:: Web page code records ::
## start

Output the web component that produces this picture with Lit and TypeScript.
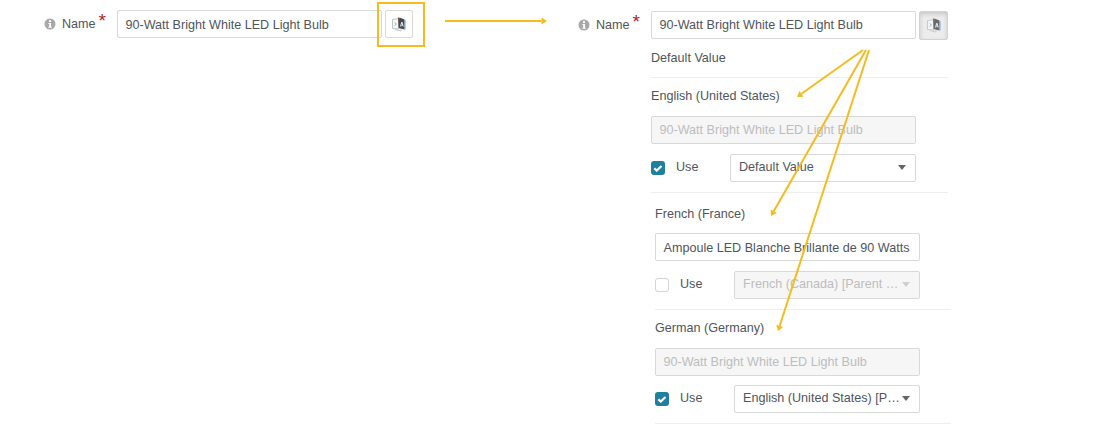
import { LitElement, html, css, svg } from "lit";
import { customElement } from "lit/decorators.js";

const BULB = "90-Watt Bright White LED Light Bulb";

const infoIcon = html`<svg class="info" viewBox="0 0 12 12" width="12" height="12" aria-hidden="true">
  <circle cx="6" cy="6" r="5.5" fill="#a8a8a8"></circle>
  <rect x="5" y="2.2" width="2" height="1.8" fill="#fff"></rect>
  <path d="M4.4 5h2.6v3.7h.8v1H4.4v-1h.8V6h-.8z" fill="#fff"></path>
</svg>`;

const translateIcon = html`<svg viewBox="0 0 16 16" width="16" height="16" aria-hidden="true">
  <path d="M1.500 3.500 8 2.500v10.500l-6.500-.5z" fill="#f6f6f6" stroke="#b9c4c9" stroke-width="1"></path>
  <path d="M3.500 6.500l2 1.500-2 1.500" fill="none" stroke="#9db2bb" stroke-width="1"></path>
  <path d="M4 13.500l6 1.500v-2" fill="none" stroke="#c4c4c4" stroke-width="1"></path>
  <path d="M7 1.500l1.500.5v-.5l5 2v10L7.500 12z" fill="#4a4a4c"></path>
  <path d="M7 1.500l2 .7v1H7z" fill="#8a5a3a"></path>
  <path d="M13.500 4h1v9.500h-1z" fill="#5aa0d0"></path>
  <path d="M10.300 6 9 10.500h1l.3-1h1.100l.3 1h1L11.400 6zm.2 1.500.5 1.300h-.8z" fill="#e8eef2"></path>
</svg>`;

const check = html`<svg viewBox="0 0 14 14" width="14" height="14" aria-hidden="true">
  <path d="M3.300 7.300l2.500 2.200 4.700-4.500" fill="none" stroke="#fff" stroke-width="2.300"></path>
</svg>`;

const Y = "#f5bb1f";
const arrow = (x1: number, y1: number, x2: number, y2: number) => {
  const a = Math.atan2(y2 - y1, x2 - x1);
  const s = 5.5, w = 3.6;
  const bx = x2 - Math.cos(a) * s, by = y2 - Math.sin(a) * s;
  const nx = -Math.sin(a) * w, ny = Math.cos(a) * w;
  return svg`<line x1=${x1} y1=${y1} x2=${bx} y2=${by} stroke=${Y} stroke-width="2"></line>
    <polygon points="${x2},${y2} ${bx + nx},${by + ny} ${bx - nx},${by - ny}" fill=${Y}></polygon>`;
};

@customElement("app-root")
export class AppRoot extends LitElement {
  static styles = css`
    :host {
      display: block;
      position: relative;
      width: 1097px;
      height: 432px;
      overflow: hidden;
      background: #fff;
      font-family: "Liberation Sans", Arial, sans-serif;
      font-size: 12.6px;
      color: #50555c;
    }
    .page {
      display: flex;
      align-items: flex-start;
      padding: 10px 0 0 44px;
      gap: 165px;
    }
    .name-row {
      display: flex;
      align-items: flex-start;
      gap: 3px;
    }
    .right .name-row { padding-top: 1px; }
    .right .name-row .input { padding-top: 0; }
    .right .name-row .label { padding-bottom: 1px; box-sizing: border-box; }
    .label {
      width: 70px;
      height: 28px;
      display: flex;
      align-items: center;
      gap: 6px;
      flex: none;
    }
    .info { flex: none; }
    .star {
      color: #a8232b;
      font-size: 19px;
      line-height: 18px;
      align-self: flex-start;
      margin: 2px 0 0 -3px;
    }
    .input {
      box-sizing: border-box;
      height: 28px;
      width: 265px;
      border: 1px solid #d9d9d9;
      border-radius: 2px;
      padding: 1px 7.500px 0;
      display: flex;
      align-items: center;
      white-space: nowrap;
      overflow: hidden;
      flex: none;
      background: #fff;
    }
    .input.disabled {
      background: #f6f6f6;
      color: #bdbdbd;
    }
    .btn {
      box-sizing: border-box;
      width: 28px;
      height: 28px;
      border: 1px solid #d9d9d9;
      border-radius: 2px;
      display: flex;
      align-items: center;
      justify-content: center;
      flex: none;
      background: #fff;
    }
    .btn.active {
      background: #ececec;
      width: 29px;
      height: 29px;
      border: 1px solid #d2d2d2;
      box-shadow: inset 0 2px 4px rgba(0, 0, 0, 0.16);
      margin-top: -0.5px;
    }
    .btn.active svg { opacity: 0.8; }
    .panel {
      margin-left: 73px;
      width: 297px;
    }
    .default {
      line-height: 20px;
      padding: 8px 0 9px;
      border-bottom: 1px solid #eeeeee;
    }
    .lang {
      border-bottom: 1px solid #eeeeee;
      padding-bottom: 10px;
    }
    .lang-label { line-height: 20px; padding-top: 1px; margin-bottom: -1px; }
    .lang .input { margin-top: 11px; }
    .use {
      display: flex;
      align-items: center;
      margin-top: 10px;
      width: 265px;
    }
    .en { padding-top: 7px; }
    .fr, .de { margin-left: 4px; width: 296px; }
    .fr { padding-top: 10px; }
    .fr .input { margin-top: 10px; padding-top: 2px; }
    .de { padding-top: 7px; }
    .de .use { margin-top: 9px; }
    .box {
      box-sizing: border-box;
      width: 14px;
      height: 14px;
      border-radius: 3px;
      flex: none;
      display: flex;
    }
    .box.on { background: #1f7f9f; }
    .box.off { border: 1px solid #d5d5d5; background: #fff; }
    .use-text {
      width: 65px;
      padding-left: 11px;
      box-sizing: border-box;
      flex: none;
      margin-top: -2px;
    }
    .select {
      box-sizing: border-box;
      width: 186px;
      height: 28px;
      border: 1px solid #d9d9d9;
      border-radius: 2px;
      padding: 0 5px 0 8px;
      display: flex;
      align-items: center;
      gap: 2px;
      flex: none;
      background: #fff;
    }
    .select.disabled { background: #f6f6f6; color: #bdbdbd; }
    .select-text {
      flex: 1;
      min-width: 0;
      white-space: nowrap;
      margin-top: -2px;
    }
    .caret {
      flex: none;
      width: 0;
      height: 0;
      margin-right: 4px;
      border-left: 4.500px solid transparent;
      border-right: 4.500px solid transparent;
      border-top: 5px solid #666;
    }
    .select.disabled .caret { border-top-color: #cfcfcf; }
    .notes {
      position: absolute;
      left: 0;
      top: 0;
      pointer-events: none;
    }
  `;

  private nameRow(active: boolean) {
    return html`<div class="name-row">
      <div class="label">${infoIcon}<span>Name</span><span class="star">*</span></div>
      <div class="input">${BULB}</div>
      <div class="btn ${active ? "active" : ""}">${translateIcon}</div>
    </div>`;
  }

  private lang(
    cls: string,
    label: string,
    value: string,
    disabled: boolean,
    on: boolean,
    sel: string,
    selDisabled: boolean
  ) {
    return html`<section class="lang ${cls}">
      <div class="lang-label">${label}</div>
      <div class="input ${disabled ? "disabled" : ""}">${value}</div>
      <div class="use">
        <span class="box ${on ? "on" : "off"}">${on ? check : ""}</span>
        <span class="use-text">Use</span>
        <div class="select ${selDisabled ? "disabled" : ""}">
          <span class="select-text">${sel}</span><span class="caret"></span>
        </div>
      </div>
    </section>`;
  }

  render() {
    return html`<div class="page">
        <div class="left">${this.nameRow(false)}</div>
        <div class="right">
          ${this.nameRow(true)}
          <div class="panel">
            <div class="default">Default Value</div>
            ${this.lang("en", "English (United States)", BULB, true, true, "Default Value", false)}
            ${this.lang("fr", "French (France)", "Ampoule LED Blanche Brillante de 90 Watts", false, false, "French (Canada) [Parent …", true)}
            ${this.lang("de", "German (Germany)", BULB, true, true, "English (United States) [P…", false)}
          </div>
        </div>
      </div>
      <svg class="notes" width="1097" height="432" viewBox="0 0 1097 432" aria-hidden="true">
        <rect x="378" y="3" width="46" height="43" fill="none" stroke=${Y} stroke-width="2"></rect>
        ${arrow(445, 21, 547, 21)}
        ${arrow(863, 50, 797, 97)}
        ${arrow(866, 50, 771, 216)}
        ${arrow(869, 50, 778, 331)}
      </svg>`;
  }
}
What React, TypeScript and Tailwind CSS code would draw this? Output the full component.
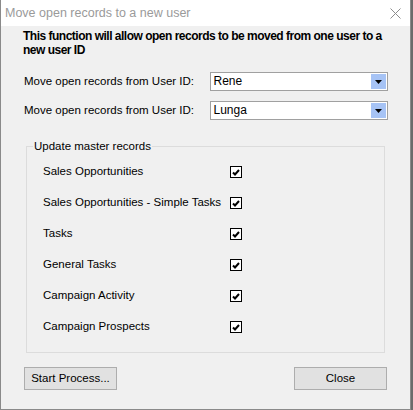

## end

:: BRIEF ::
In how many lines of the data does the string "TypeScript" appear? Give only the number.

:: WRITTEN RESPONSE ::
2